Despite this, Arbitrator Herman was not convinced that it was reasonable to have different intervals of time between when unvaccinated employees were placed on an unpaid leave of absence and when their employment was terminated. Additionally, he felt that the length of the various intervals in this case – being anywhere from a few days to a few weeks – was not reasonable, as it was not sufficiently long to permit unvaccinated employees to seriously reconsider their position from the time they were placed on an unpaid leave of absence. Arbitrator Herman concluded that, in balancing all of the interests at stake, an appropriate interval of time for employees to have remained on an unpaid leave of absence prior to the termination of their employment would have been four weeks. Notwithstanding this conclusion, he declined to exercise his discretion to substitute a lesser penalty in any of the individual grievors’ cases, finding that they continued to be in breach of the September Policy at the time when they would have been terminated four weeks after being placed on an unpaid leave of absence.

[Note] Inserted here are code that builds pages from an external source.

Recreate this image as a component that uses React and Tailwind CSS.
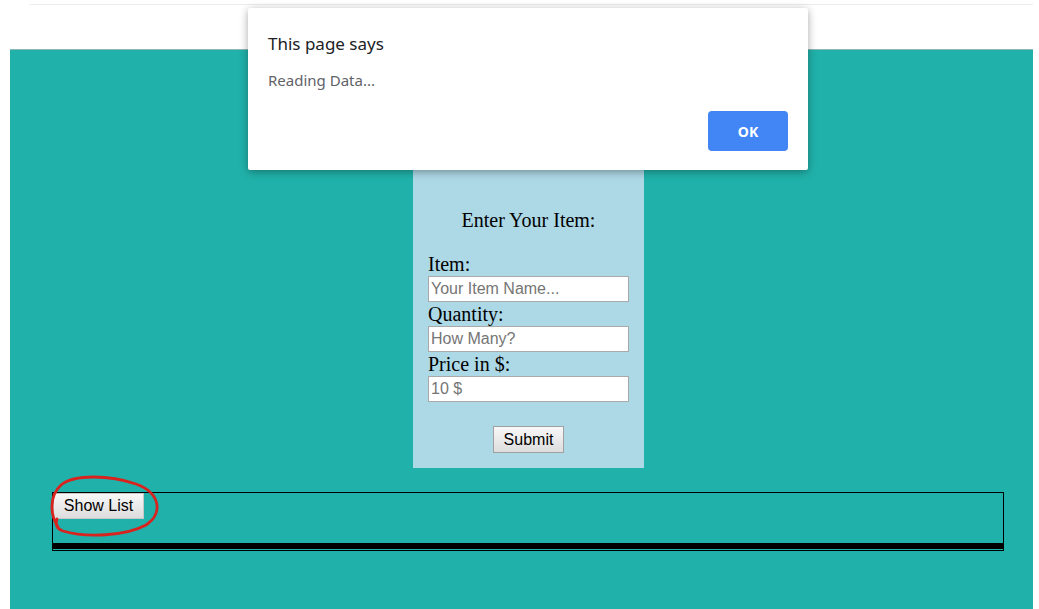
import { useState } from 'react';

/**
 * Shopping list page with the browser's "Reading Data..." alert on top
 */

function Field({ label, placeholder }) {
  return (
    <div>
      <label className="block h-[24px] text-[20px] leading-[24px]">{label}</label>
      <input
        type="text"
        placeholder={placeholder}
        className="block h-[26px] w-[201px] border border-[#a9a9a9] bg-white px-[2px] font-['Liberation_Sans',Arial,sans-serif] text-[16px] text-black outline-none placeholder:text-[#757575]"
      />
    </div>
  );
}

export default function App() {
  const [open, setOpen] = useState(true);

  return (
    <div className="relative h-[609px] w-[1039px] overflow-hidden bg-white font-['Liberation_Serif','Times_New_Roman',serif] text-black">
      {/* Top strip */}
      <div className="h-[49px] pl-[30px] pr-[6px] pt-[4px]">
        <div className="h-px bg-[#ececec]" />
      </div>

      {/* Teal page */}
      <div className="ml-[10px] mr-[6px] h-[560px] border-t border-[#8fb7b3] bg-[#20b2aa] pt-[119px]">
        {/* Form panel */}
        <div className="ml-[403px] h-[299px] w-[231px] bg-[#add8e6] px-[15px] pb-[15px] pt-[39px]">
          <h3 className="h-[24px] text-center text-[20px] leading-[24px]">Enter Your Item:</h3>
          <div className="mt-[20px]">
            <Field label="Item:" placeholder="Your Item Name..." />
            <Field label="Quantity:" placeholder="How Many?" />
            <Field label="Price in $:" placeholder="10 $" />
          </div>
          <div className="mt-[24px] flex justify-center">
            <button
              type="button"
              className="h-[27px] w-[71px] border border-[#a0a0a0] bg-gradient-to-b from-[#f8f8f8] to-[#dddddd] font-['Liberation_Sans',Arial,sans-serif] text-[16px] leading-none"
            >
              Submit
            </button>
          </div>
        </div>

        {/* List box */}
        <div className="ml-[42px] mt-[24px] flex h-[59px] w-[952px] flex-col justify-between border border-black pb-px">
          <button
            type="button"
            className="h-[26px] w-[91px] border border-[#c8c8c8] bg-gradient-to-b from-[#f8f8f8] to-[#dddddd] font-['Liberation_Sans',Arial,sans-serif] text-[16px] leading-none"
          >
            Show List
          </button>
          <div className="h-[6px] bg-black" />
        </div>
      </div>

      {/* Red hand-drawn circle */}
      <svg className="pointer-events-none absolute left-0 top-0" width="1039" height="609" viewBox="0 0 1039 609">
        <path
          d="M58 527 C50 515 49 496 61 485 C74 474 110 475 136 484 C161 493 163 514 146 525 C126 536 86 538 63 531 C57 529 55 525 57 519"
          fill="none"
          stroke="#d8231f"
          strokeWidth="2.8"
          strokeLinecap="round"
        />
      </svg>

      {/* Alert dialog */}
      {open && (
        <div className="absolute left-[248px] top-[8px] h-[162px] w-[560px] rounded-[2px] bg-white px-[20px] pt-[24px] font-['Noto_Sans','Open_Sans',sans-serif] shadow-[0_2px_8px_rgba(0,0,0,0.35)]">
          <div className="text-[17px] leading-[24px] text-[#202124]">This page says</div>
          <div className="mt-[14px] text-[15px] leading-[20px] text-[#5f6368]">Reading Data...</div>
          <div className="mt-[21px] flex justify-end">
            <button
              type="button"
              onClick={() => setOpen(false)}
              className="h-[40px] w-[80px] rounded-[4px] bg-[#4285f4] text-[14px] font-bold text-white"
            >
              OK
            </button>
          </div>
        </div>
      )}
    </div>
  );
}
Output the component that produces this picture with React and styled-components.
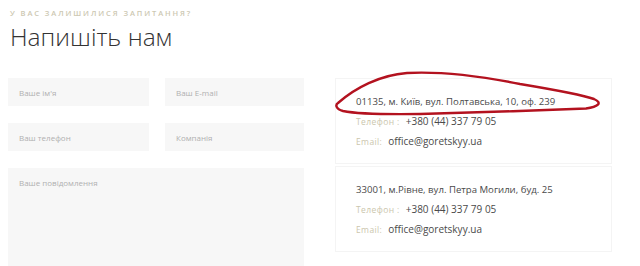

In conclusion then, Arbitrator Herman upheld the September Policy almost in its entirety, finding that it was unreasonable only to the extent that it did not provide a four-week interval between when unvaccinated employees were placed on an unpaid leave of absence and when their employment was ultimately terminated. He also upheld the terminations of each of the individual grievors, even where they were not provided with such a four-week interval, given that the very reason for their discipline and termination remained applicable.

In Our View

An interesting element of this case is the scientific evidence that was before Arbitrator Herman during the hearing. Both the Hospital and the Union called on expert evidence, with the Hospital relying on the report and testimony of Dr. Mark Loeb, an epidemiologist, and the Union relying on the report and testimony of Dr. Raywat Deonandan, a biostatistician. The main differences between the experts’ evidence were with respect to the efficacy of RAT in lieu of mandatory vaccination several months after November 2021, as well as how much protection against the transmission of Omicron waned over time. Like Arbitrator Kaplan in Toronto District School Board v. CUPE, Local 4400, Arbitrator Herman preferred the evidence of Dr. Loeb over than of Dr. Deonandan, finding his views to be more accurate and more reliable.